Exponents of the Italian and Libyan governments have warned continuously of the clear and present danger that the Islamic State poses to Europe.  Both have also said that IS militants could very well seek passage to Europe inconspicuously on boats carrying legitimate asylum seekers.

These warped militants with their twisted ideologies are edging ever closer to some kind of an attack against Europe and their threats to attack Europe are also growing with equal frequency. Malta, by geographic quirk is the closest – as well as the softest and most enthusiastically Christian – target in the whole of Europe.

Last January ISIS warned, “Many of them [extremists disguised as asylum seekers] can bypass maritime security and reach the heart of [European] cities. If we are able to exploit this channel and develop it strategically as we should, the situation in the countries of southern Europe will be transformed into an inferno.”  A suspected accomplice of the Sousse gunman was reported earlier this week to have been seeking passage to Europe on one of those boats.

At least, the current EUNAVFOR Med – a military operation targeting human traffickers but which for the time being is limited to intelligence gathering – and the Italian Mare Sicuro operations are both operational in Malta’s stretch of the Mediterranean. Other EU military assets, such as the HMS Bulwark, are also patrolling the area.

It has emerged that 23-year-old Seifeddine Rezgui, the person responsible for the Sousse attack, was trained at an Islamic State base in Libya – the same base at which the Bardo Museum attackers had been trained. That base is in Sabratha, one of the primary points of departure for Europe-bound migrant boats.

The situation in North Africa presents a potentially deadly cocktail for Europe, and for Malta as well. 

While Tunisia enjoys the rule of law, and will certainly leave no stone unturned to thwart any terrorist activity on its soil, it is not so with Libya. There the two rival governments are not only battling each other but they are also separately battling ISIS and al-Qaeda, both of which are vying for territory in the virtually lawless country, and where ISIS and al-Qaeda are even fighting each other for control.

In the meantime, negotiations between Libya’s rival Tobruk and Tripoli governments with a view to forming a unity government and, in the process, provide at least some semblance of law and order to the land, are proceeding at a snail’s pace, with the latest news suggesting that there could be no unity government formation until at least December.
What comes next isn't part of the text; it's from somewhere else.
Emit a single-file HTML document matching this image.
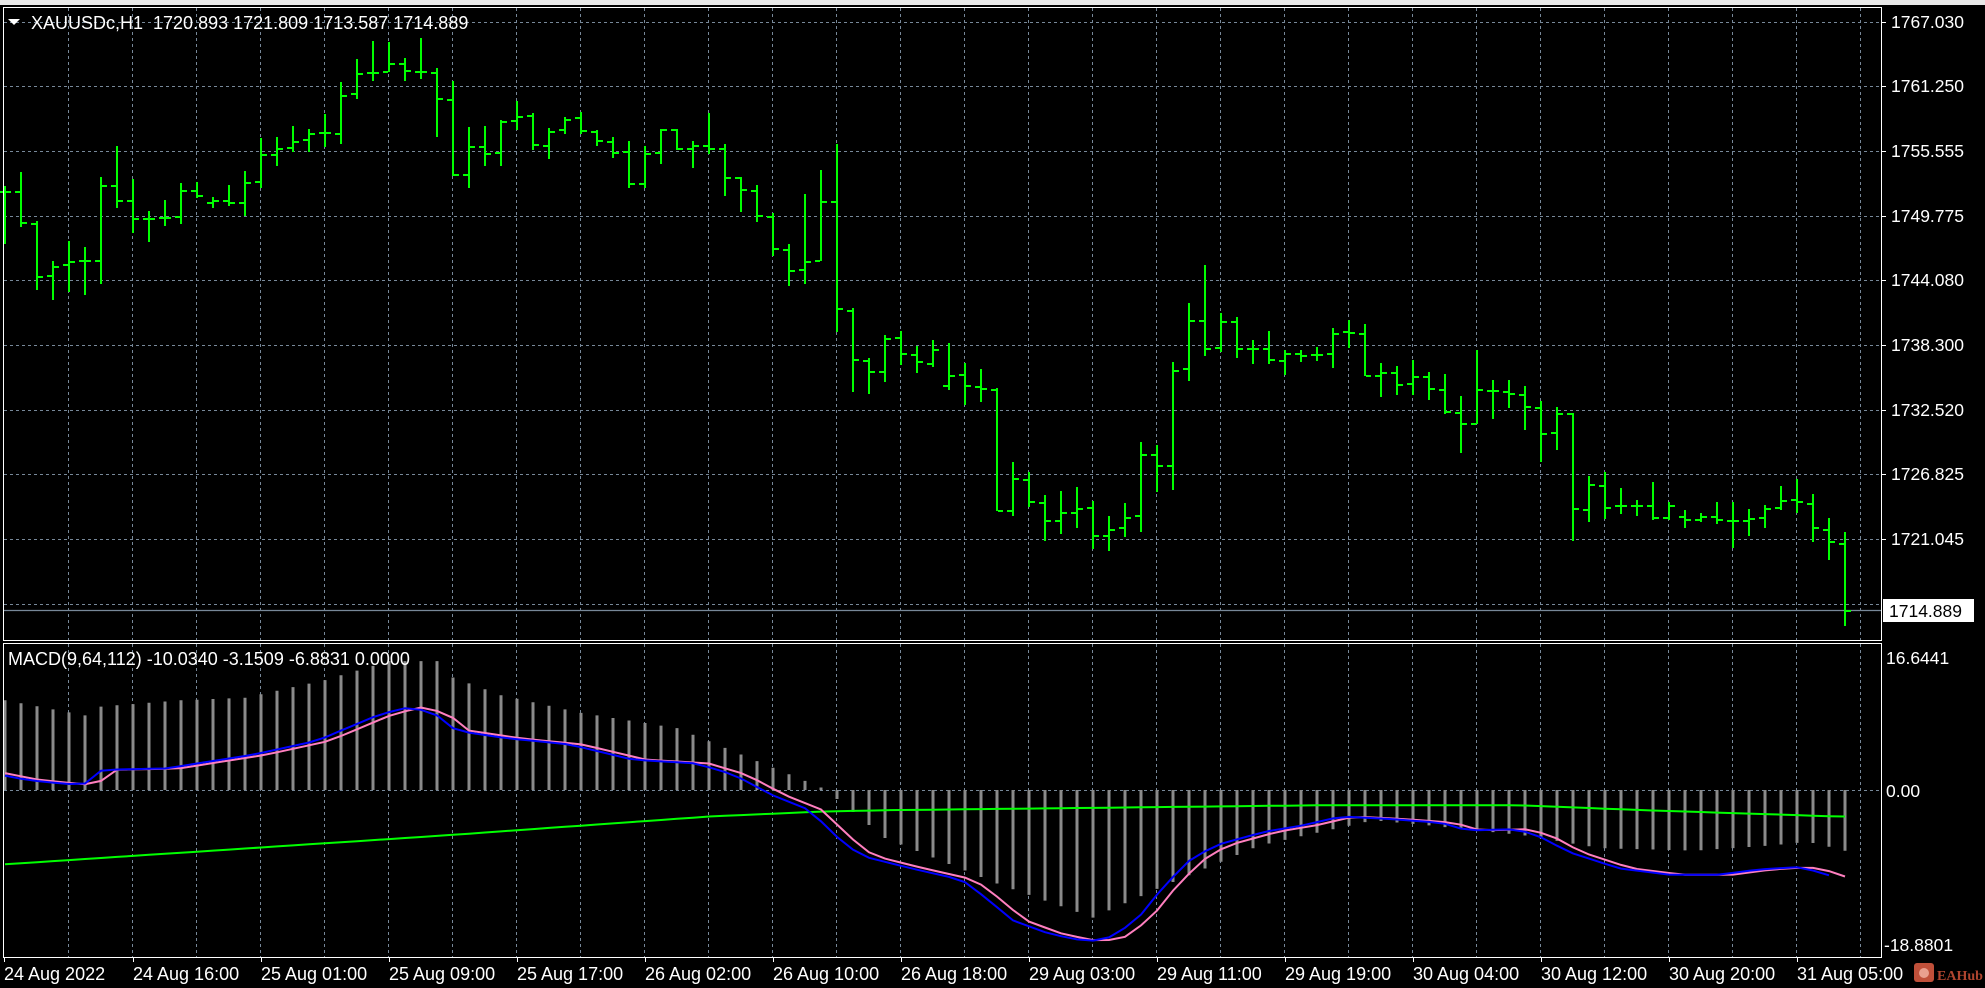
<!DOCTYPE html>
<html><head><meta charset="utf-8">
<style>
html,body{margin:0;padding:0;background:#000;width:1985px;height:988px;overflow:hidden}
svg{display:block}
text{font-family:"Liberation Sans",Arial,sans-serif;fill:#fff}
</style></head>
<body>
<svg id="s" width="1985" height="988" xmlns="http://www.w3.org/2000/svg">
<rect x="0" y="0" width="1985" height="988" fill="#000"/>
<rect x="0" y="0" width="1985" height="5" fill="#e8e8e8"/>
<g id="grid"></g>
<g id="macd"></g>
<g id="bars"></g>
<rect x="3.5" y="7.5" width="1878" height="633" fill="none" stroke="#fff" stroke-width="1"/>
<rect x="3.5" y="643.5" width="1878" height="314" fill="none" stroke="#fff" stroke-width="1"/>
<polygon points="8,19 20,19 14,25" fill="#fff"/>
<text x="31" y="29" font-size="18" style="white-space:pre" xml:space="preserve">XAUUSDc,H1  1720.893 1721.809 1713.587 1714.889</text>
<text x="8" y="665" font-size="18">MACD(9,64,112) -10.0340 -3.1509 -6.8831 0.0000</text>
<g font-size="17.5" id="axis"></g>
<rect x="1883" y="599" width="91" height="23" fill="#fff"/>
<text x="1889" y="617" font-size="17.5" style="fill:#000">1714.889</text>
<text x="1886" y="664" font-size="17.5">16.6441</text>
<text x="1886" y="797" font-size="17.5">0.00</text>
<text x="1884" y="951" font-size="17.5">-18.8801</text>
<g id="time" font-size="18"></g>
<rect x="1914" y="963" width="20" height="19" rx="3" fill="#c0503a"/>
<circle cx="1924" cy="973" r="5" fill="#e9a08f"/>
<text x="1937" y="980" font-size="14" style="fill:#b0452f;font-family:'Liberation Serif',serif;font-weight:bold">EAHub</text>
</svg>
<script>
var NS="http://www.w3.org/2000/svg";
function el(p,t,a){var e=document.createElementNS(NS,t);for(var k in a)e.setAttribute(k,a[k]);p.appendChild(e);return e;}
var grid=document.getElementById('grid');
var hy=[22,86,151,216,280,345,410,474,539,604];
hy.forEach(function(y){el(grid,'line',{x1:4,x2:1881,y1:y+0.5,y2:y+0.5,stroke:'#778899','stroke-dasharray':'3,3'});});
for(var x=68;x<=1870;x+=64){
 el(grid,'line',{x1:x+0.5,x2:x+0.5,y1:8,y2:640,stroke:'#778899','stroke-dasharray':'3,3'});
 el(grid,'line',{x1:x+0.5,x2:x+0.5,y1:644,y2:957,stroke:'#778899','stroke-dasharray':'3,3'});
}
el(grid,'line',{x1:4,x2:1881,y1:790.5,y2:790.5,stroke:'#778899','stroke-dasharray':'3,3'});
el(grid,'line',{x1:4,x2:1881,y1:610.5,y2:610.5,stroke:'#778899','stroke-width':1.2});
var ax=document.getElementById('axis');
var pl=['1767.030','1761.250','1755.555','1749.775','1744.080','1738.300','1732.520','1726.825','1721.045'];
pl.forEach(function(t,i){var y=hy[i];el(ax,'line',{x1:1881,x2:1886,y1:y+0.5,y2:y+0.5,stroke:'#fff'});var tx=el(ax,'text',{x:1891,y:y+6});tx.textContent=t;});
var tl=['24 Aug 2022','24 Aug 16:00','25 Aug 01:00','25 Aug 09:00','25 Aug 17:00','26 Aug 02:00','26 Aug 10:00','26 Aug 18:00','29 Aug 03:00','29 Aug 11:00','29 Aug 19:00','30 Aug 04:00','30 Aug 12:00','30 Aug 20:00','31 Aug 05:00'];
var tg=document.getElementById('time');
tl.forEach(function(t,i){var x=i==0?4:5+128*i;el(tg,'line',{x1:x+0.5,x2:x+0.5,y1:957,y2:962,stroke:'#fff'});var tx=el(tg,'text',{x:x,y:980});tx.textContent=t;});
var B=[[186,243,191,191],[172,226,191,222],[221,289,223,276],[261,299,275,266],[241,291,264,261],[247,294,260,260],[177,283,260,185],[146,207,185,200],[179,232,200,218],[211,241,218,218],
[200,225,217,217],[183,223,216,190],[182,197,190,195],[197,207,202,200],[185,205,200,202],[171,215,202,182],[138,187,181,154],[137,165,154,148],[126,151,147,141],[129,151,139,133],
[114,146,132,132],[82,143,133,95],[59,98,93,73],[41,80,72,72],[42,71,71,63],[58,80,63,70],[38,78,71,71],[68,136,72,98],[81,175,99,174],[127,187,174,146],
[126,165,146,153],[120,165,152,121],[101,129,120,116],[113,149,115,144],[128,158,145,131],[117,133,129,119],[112,133,117,130],[130,145,131,140],[137,157,141,152],[141,187,151,183],
[146,187,183,153],[129,163,152,129],[129,149,129,148],[141,167,148,145],[113,153,145,148],[144,195,148,177],[177,211,177,189],[185,221,190,215],[213,255,216,248],[244,285,249,270],
[194,283,269,261],[170,260,260,201],[144,331,201,308],[308,391,310,359],[358,393,360,371],[335,381,371,338],[331,364,337,353],[346,372,354,361],[340,366,363,349],[343,389,385,375],
[363,404,374,385],[369,401,386,388],[388,510,389,510],[462,515,510,478],[472,506,479,501],[495,540,502,520],[491,533,520,512],[487,527,512,508],[501,548,507,535],[516,550,535,529],
[503,536,527,517],[442,531,515,454],[445,491,454,465],[362,489,465,370],[303,380,368,320],[265,355,320,348],[313,351,347,321],[317,357,321,348],[340,363,348,348],[331,363,348,359],
[350,374,360,353],[350,361,353,355],[347,360,354,354],[328,367,353,333],[320,347,331,332],[324,375,333,375],[363,396,375,372],[366,394,372,384],[360,394,383,376],[372,399,376,388],
[374,413,389,411],[396,452,412,423],[350,423,423,389],[380,418,390,390],[380,407,391,393],[386,429,394,406],[401,461,407,433],[407,449,432,413],[413,540,413,508],[476,521,509,484],
[472,518,485,507],[488,513,505,505],[500,515,505,505],[482,519,505,517],[502,519,517,505],[510,527,516,519],[513,521,519,516],[502,523,516,519],[502,547,520,520],[509,535,520,518],
[505,527,517,508],[486,509,507,500],[479,512,499,501],[494,541,503,527],[518,559,529,541],[532,625,543,610]];
var bg=document.getElementById('bars');var d='';
B.forEach(function(b,i){var x=4+16*i;
 d+='M'+(x+1)+' '+b[0]+'V'+(b[1]+1)+'M'+(x-5)+' '+(b[2]+1)+'H'+x+'M'+(x+2)+' '+(b[3]+1)+'H'+(x+7);});
el(bg,'path',{d:d,stroke:'#00ff00','stroke-width':2,fill:'none'});
function interp(pts,i){for(var k=0;k<pts.length-1;k++){if(i<=pts[k+1][0]){var a=pts[k],b=pts[k+1];var t=(i-a[0])/(b[0]-a[0]);return a[1]+t*(b[1]-a[1]);}}return pts[pts.length-1][1];}
function R(yd){return 790+(yd-624)*1.2636;}
var H=[[0,553],[5,565],[6,558],[11,553],[15,551],[20,537],[24,522],[27,522],[28,535],[31,549],[36,563],[42,575],[46.4,598],[51,622],[51.5,626],[55,662],[62,698],[68,725],[72.4,700],[78.4,668],[85.5,648],[89,652],[95,660],[99.7,670],[105.6,672],[110.3,668],[112.7,665],[115,672]];
var mg=document.getElementById('macd');var hd='';
for(var i=0;i<116;i++){var x=4+16*i+1;var y=R(interp(H,i));hd+='M'+x+' 790V'+y.toFixed(1);}
el(mg,'path',{d:hd,stroke:'#8a8a8a','stroke-width':3,fill:'none'});
function X2i(xd){return xd*0.079-0.25;}
var G=[[0,683],[350,660],[560,645],[650,641],[700,640],[1050,636],[1200,636],[1300,640],[1455,645]];
var BL=[[0,612],[20,616],[50,619],[65,620],[80,608],[130,607],[200,596],[250,585],[300,564],[325,558],[345,565],[360,577],[400,583],[450,588],[500,600],[550,603],[580,612],[610,628],[640,640],[660,660],[680,676],[720,686],[760,695],[780,710],[800,727],[830,738],[860,744],[880,740],[900,725],[920,700],[940,680],[960,668],[1000,657],[1030,652],[1060,645],[1100,647],[1140,650],[1160,656],[1200,655],[1220,662],[1240,673],[1280,686],[1320,691],[1360,691],[1390,687],[1420,685],[1440,689],[1455,695]];
function conv(p){return p.map(function(q){return [X2i(q[0]),q[1]];});}
var Gi=conv(G),Bi=conv(BL);
function line(pts,n0,n1,shift,col){var s='';for(var i=n0;i<=n1;i++){var x=4+16*i+1;var y=R(interp(pts,i-shift));s+=(i==n0?'M':'L')+x+' '+y.toFixed(1);}el(mg,'path',{d:s,stroke:col,'stroke-width':2,fill:'none'});}
line(Gi,0,115,0,'#00ff00');
line(Bi,0,115,0.8,'#ff7fbf');
line(Bi,0,114,0,'#0000ff');
</script>
</body></html>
Malta has already suffered, directly or not, a terrorist attack when the Islamic State struck against Maltese-owned assets with its attack on the Tripoli Corinthia last January. This was an attack on one of the country’s largest private sector foreign investments and it has given Malta its first bitter, albeit small, taste of the viciousness that this organisation is capable of. Hopefully that will be the last taste too.